Nach dem Finale hatte De Decker eine kleine Auseinandersetzung mit Littler. "Das erste, was Littler nach seinem Sieg sagte, war: 'Ich möchte ins Bett gehen'. Ich glaube nicht, dass ihm danach zumute war. Aber selbst wenn er lässig wirft, wirft er immer noch großartig. Der Kleine ist einfach ein Phänomen. Was er in den letzten anderthalb Jahren gezeigt hat, ist außergewöhnlich, und er macht weiter so."
Mike de Decker stand Luke Littler in seinem ersten World Series-Finale gegenüber
Eine andere Welt als die der Pro Tour
Decker hat bei seinem Debüt bei den World Series sofort gemerkt, dass diese Art von Veranstaltung ganz anders ist als die regulären Turniere der Pro Tour oder der Majors. "Es ist völlig anders", erklärt er. "Man hat einen Tag, an dem man einen halben Tag für die Medien, Meet & Greets mit den Fans frei hat... Es ist eher ein Exhibition-Turnier. Es wird viel gelacht und gescherzt, es ist viel geselliger als bei den Majors oder den Pro Tours, wo alles viel ernster ist."
Was ihm am meisten auffiel, war die Art und Weise, wie die PDC ihre eingeladenen Spieler verwöhnt. "Ja, es gibt offensichtlich mehr Luxus. Wir sind heute nach Neuseeland geflogen und das Zimmer ist wie eine Königssuite, mit separatem Wohnbereich, Schlafzimmer, Badezimmer, Jacuzzi... Es ist groß. Ich muss fast mein GPS benutzen, um mich nicht zu verirren. Das ist ganz anders als etwa bei einem Major-Turnier, wo das Spielerhotel einfach eingerichtet ist. Der Kontrast zu anderen Austragungsorten könnte nicht größer sein. Lachend sagt er: "Nein, so etwas werden Sie in Blackpool nicht finden. Das glaube ich wirklich nicht."
Dieser entspanntere Charakter bedeutet nicht, dass die World Series keinen sportlichen Wert hat, ganz im Gegenteil. Für viele Spieler ist sie ein Schaufenster in Richtung größerer Möglichkeiten, wie etwa der Premier League. Dennoch bleibt The Real Deal realistisch. "Wir werden sehen. Ausgehend von meinem jetzigen Jahr würde ich sagen: Nehmt mich nicht auf, denn das wird ein Gemetzel. Meine Ergebnisse sind im Moment nicht gut genug. Aber es stehen ja noch viele Majors an, das kann sich also noch ändern. In sechs Monaten könnte es wieder ganz anders aussehen."

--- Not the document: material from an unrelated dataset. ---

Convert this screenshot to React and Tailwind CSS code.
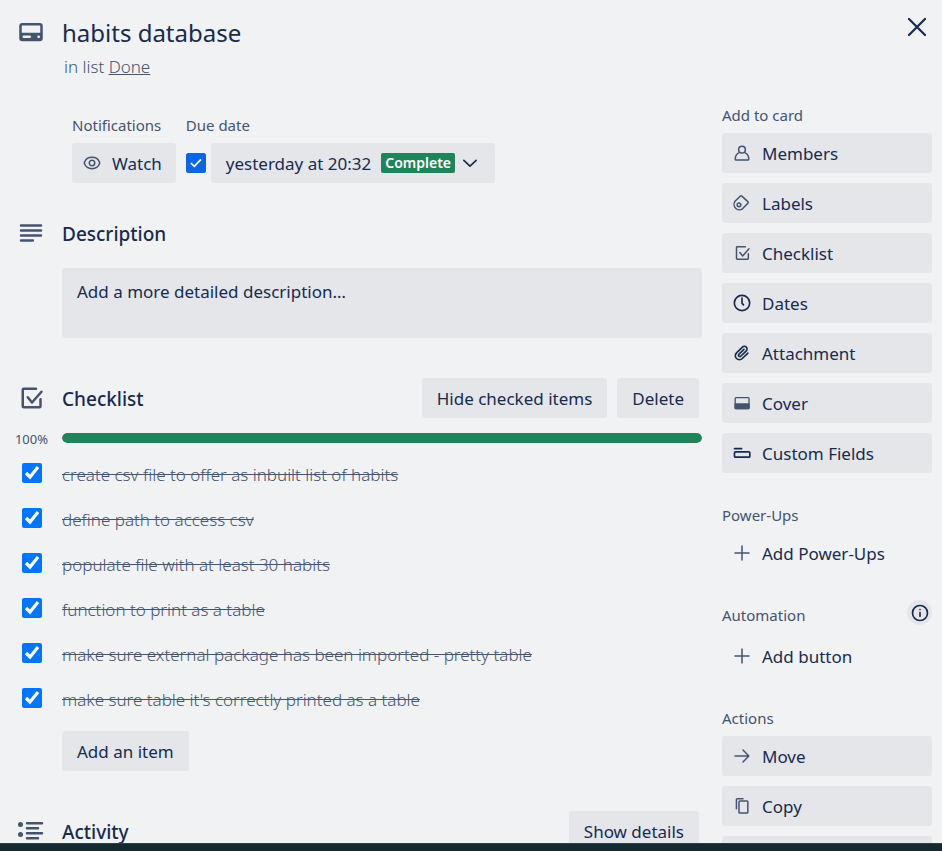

Australien und Neuseeland erkunden
Neben dem Dartsport gab es auch Raum für Entspannung und die Entdeckung neuer Orte. Zusammen mit seinem guten Freund Ludo, der mit ihm reist, und dem australischen Darts-Duo Damon Heta und seiner Frau Meghan machte sich De Decker in Sydney auf den Weg.
"Wir verbrachten einen Tag in Sydney: Wir besuchten das Opernhaus, fuhren mit der Fähre zum Zoo und spazierten am Abend durch die Stadt. Da Damon und Megan von dort stammen, wussten sie genau, wohin sie uns bringen mussten. Australien und Neuseeland sind Länder, in denen man normalerweise nicht nur Städtereisen unternimmt, daher ist es toll, dass ich diese Gelegenheit bekomme und dies mit meinem besten Freund tun kann.
Nach dem Finale in Australien reiste De Decker direkt nach Neuseeland, wo in Auckland das nächste World Series Turnier stattfindet. Dort wird er drei Tage frei haben, bevor die Medienarbeit wieder beginnt.
"Wir haben jetzt drei Tage frei", sagt er. "Am Donnerstag habe ich nur mediale Verpflichtungen. Ich werde versuchen, etwas Schlaf nachzuholen, denn die letzten paar Tage waren ein Drama. Wir sind direkt im Zentrum von Auckland, also werden wir auf jeden Fall etwas unternehmen. Am Dienstag lasse ich mir ein Maori-Tattoo stechen, als Andenken an diese Reise. Nicht groß, aber etwas Besonderes. Es wird auf meinem rechten Unterarm sein'', verriet der Dartspieler aus Mechelen.